"Our church is going through a very difficult time. We have an Endowment Fund - established some time in the 1960's when the church was flourishing. As with many churches we are seeing a decrease in the number of members - death and relocation mostly.
We've received some new members and for them we are grateful.
We have two full time pastors who refer to themselves as co-pastors. They have been instrumental in attracting new members and the youth are coming!
The problem is that we (still) have members who were here during the affluent years. Then, the membership was composed of the wealthy and the locally renown.
That group of members believe the Endowment Fund is not growing as it should be but is instead being relied upon to grow our church (aiding in community outreach, food pantry, Christmas baskets, youth work opportunities within the church during the summer months, youth mission trips, etc.).
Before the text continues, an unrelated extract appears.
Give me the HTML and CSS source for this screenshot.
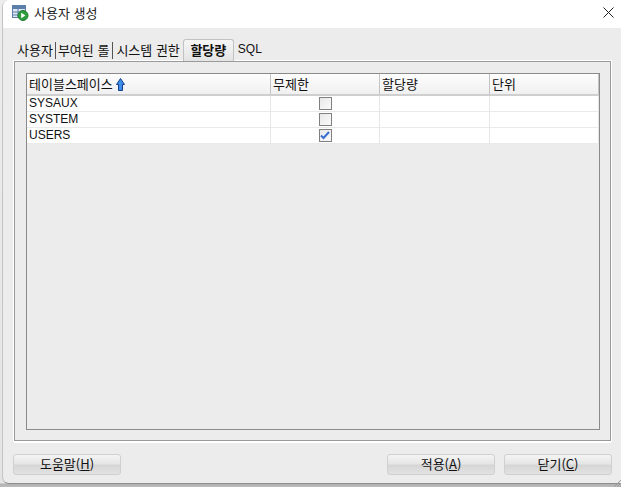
FILE: index.html
```html
<!DOCTYPE html>
<html lang="ko">
<head>
<meta charset="utf-8">
<title>사용자 생성</title>
<link rel="stylesheet" href="styles.css">
</head>
<body>
<div class="window">
  <header class="titlebar">
    <svg class="app-icon" width="17" height="17" viewBox="0 0 17 17">
      <rect x="0.5" y="1.5" width="13" height="12" fill="#dfe7f2" stroke="#5b7fa8"/>
      <rect x="1" y="2" width="12" height="3" fill="#5b7fa8"/>
      <path d="M1 8h12M1 11h12M6 5v8" stroke="#5b7fa8"/>
      <circle cx="11" cy="11.5" r="5" fill="#2f9e3f" stroke="#1c7a2c"/>
      <path d="M9.2 8.8l4.2 2.700-4.2 2.700z" fill="#fff"/>
    </svg>
    <span class="title">사용자 생성</span>
    <svg class="close" width="11" height="11" viewBox="0 0 11 11"><path d="M.5.5l10 10M10.500.5l-10 10" stroke="#222" fill="none"/></svg>
  </header>
  <main class="content">
    <nav class="tabs">
      <span class="tab first sep">사용자</span>
      <span class="tab second sep">부여된 롤</span>
      <span class="tab third">시스템 권한</span>
      <span class="tab active">할당량</span>
      <span class="tab sql">SQL</span>
    </nav>
    <section class="panel">
      <div class="table">
        <div class="row head">
          <div class="cell">테이블스페이스
            <svg class="sort" width="9" height="13" viewBox="0 0 9 13"><path d="M4.500.5L8.500 6.500H6.500v6h-4v-6H.5z" fill="#3f8fea" stroke="#123f8c"/></svg>
          </div>
          <div class="cell">무제한</div>
          <div class="cell">할당량</div>
          <div class="cell">단위</div>
        </div>
        <div class="row">
          <div class="cell">SYSAUX</div>
          <div class="cell center"><span class="check"></span></div>
          <div class="cell"></div>
          <div class="cell"></div>
        </div>
        <div class="row">
          <div class="cell">SYSTEM</div>
          <div class="cell center"><span class="check"></span></div>
          <div class="cell"></div>
          <div class="cell"></div>
        </div>
        <div class="row">
          <div class="cell">USERS</div>
          <div class="cell center"><span class="check"><svg width="10" height="9" viewBox="0 0 10 9"><path d="M1 4.500l2.500 2.500L9 1" fill="none" stroke="#3a6fd0" stroke-width="2"/></svg></span></div>
          <div class="cell"></div>
          <div class="cell"></div>
        </div>
      </div>
    </section>
    <footer class="buttons">
      <button class="btn" type="button">도움말(<u>H</u>)</button>
      <span class="spacer"></span>
      <button class="btn" type="button">적용(<u>A</u>)</button>
      <button class="btn" type="button">닫기(<u>C</u>)</button>
    </footer>
  </main>
</div>
<svg class="grip" width="7" height="7" viewBox="0 0 7 7"><path d="M0 7L7 0M3 7L7 3M6 7L7 6" stroke="#9a9a9a" fill="none"/></svg>
</body>
</html>
```

FILE: styles.css
```css
* { box-sizing: border-box; }
html, body { margin: 0; height: 100%; }
body {
  position: relative;
  width: 621px;
  height: 487px;
  overflow: hidden;
  background: linear-gradient(to bottom, #ededed 0, #e4e4e4 483px, #b0b0b0 484px, #bcbcbc 487px);
  font-family: "Noto Sans CJK KR", "Liberation Sans", sans-serif;
  font-size: 13px;
  color: #111;
}
.window {
  height: 484px;
  margin-left: 2px;
  background: #ececec;
  border-left: 1px solid #c4c4c4;
  border-bottom: 1px solid #8e8e8e;
  border-top-left-radius: 7px;
  border-bottom-left-radius: 7px;
  display: flex;
  flex-direction: column;
  overflow: hidden;
}
.titlebar {
  height: 28px;
  background: #fff;
  display: flex;
  align-items: center;
  padding: 0 7px 4px 9px;
  flex: none;
}
.app-icon { flex: none; }
.title { margin-left: 5px; font-size: 13px; color: #222; flex: 1; }
.close { flex: none; }
.content {
  flex: 1;
  display: flex;
  flex-direction: column;
  padding: 11px 9px 8px 10px;
  min-height: 0;
}
.tabs {
  height: 22px;
  display: flex;
  align-items: flex-end;
  flex: none;
  position: relative;
  z-index: 1;
}
.tab {
  height: 21px;
  line-height: 19px;
  font-size: 13px;
  white-space: nowrap;
}
.sep { border-right: 1px solid #555; height: 17px; line-height: 15px; margin-bottom: 2px; }
.first { padding: 0 2px 0 4px; }
.second { padding: 0 3px 0 2px; }
.third { padding: 0 3px; }
.active {
  width: 51px;
  height: 22px;
  text-align: center;
  font-weight: 700;
  line-height: 20px;
  background: linear-gradient(#f6f6f6, #e4e4e4);
  border: 1px solid #c2c2c2;
  border-bottom: 0;
  border-radius: 3px 3px 0 0;
}
.sql { padding-left: 4px; font-family: "Liberation Sans", sans-serif; font-size: 12px; }
.panel {
  flex: 1;
  min-height: 0;
  margin: 0 1px 0 1px;
  background: #ececec;
  border: 1px solid #9a9a9a;
  box-shadow: 0 0 0 1px #fff, 0 2px 0 0 #fff;
  padding: 11px 10px 10px 11px;
}
.table {
  height: 100%;
  border: 1px solid #8a8a8a;
}
.row {
  display: grid;
  grid-template-columns: 244px 109px 110px 109px;
  height: 16px;
  background: #fff;
  border-bottom: 1px solid #eaeaea;
  font-family: "Liberation Sans", "Noto Sans CJK KR", sans-serif;
  font-size: 12px;
}
.head {
  height: 22px;
  background: linear-gradient(#fdfdfd, #f0f0f0);
  border-bottom: 2px solid #cfcfcf;
  font-family: "Noto Sans CJK KR", "Liberation Sans", sans-serif;
  font-size: 13px;
}
.cell {
  border-right: 1px solid #e6e6e6;
  padding-left: 2px;
  line-height: 15px;
  display: flex;
  align-items: center;
  white-space: nowrap;
  overflow: hidden;
}
.head .cell { border-right-color: #c4c4c4; line-height: 20px; }
.sort { margin-left: 3px; flex: none; }
.center { justify-content: center; padding-left: 0; }
.check {
  width: 13px;
  height: 13px;
  border: 1px solid #808080;
  background: linear-gradient(135deg, #e8e8e8, #fafafa);
  display: flex;
  align-items: center;
  justify-content: center;
}
.buttons {
  flex: none;
  display: flex;
  gap: 9px;
  margin-top: 13px;
  height: 21px;
}
.spacer { flex: 1; }
.btn {
  width: 108px;
  height: 21px;
  padding: 0 0 3px;
  border: 1px solid #d0d0d0;
  border-radius: 3px;
  background: linear-gradient(#f4f4f4 0%, #e6e6e6 45%, #d6d6d6 55%, #e2e2e2 100%);
  font-family: "Noto Sans CJK KR", "Liberation Sans", sans-serif;
  font-size: 13px;
  line-height: 17px;
  color: #111;
}
.grip { position: absolute; right: 0; bottom: 0; }
```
This group believes the Endowment Fund money is forbidden fruit and not to be used even when the need is evident!
We all realize that money earmarked or set aside for certain purposes should not be touched. However, is it truly "Christian" to keep an Endowment Fund and never use it (?) especially when the local poverty level is nearly twenty-five percent?
I'm so sad for this ugly turn of events. Unfortunately, if our co-pastors are forced out, I will be leaving too. I simply cannot worship in a church that worships money."
One thing I thought of when reading this email was a brief article in The Presbyterian Outlook from last year, "Tips for Taking Hold of Financial Distress."
I find this a perpetually recurring a tough question for churches. How can we pay for X (our building, our staff, our denominational per capita dues, mailing newsletters) when there is hunger in our communities, when there is cholera in Haiti, when there are human rights abuses around the world and here at home? Well, sometimes we do hold too tightly to things we could/should let go. But we do need to be careful about dismissing expenditures as unnecessary.
Because there's also a truth that some of the "less important" stuff goes into what makes us feel like - and function as - a community. My husband works for a faith-based organization. Every fall we used to have a company-wide picnic with entertainment, catered food, bounce houses for the kids, etc. Until one year there was Hurricane Katrina and the fellowship committee decided that the money usually spent on the picnic could better be spent aiding the people and communities devastated by the storm.
How could that possibly have been a wrong decision?
But it set a precedent - there's always a pressing need - and the company picnic is no longer the tradition. Since that time, company moral and team spirits have been plummeting, turn over has increased. Is this coincidence? Perhaps. Perhaps not.
It's a tough question. Your thoughts?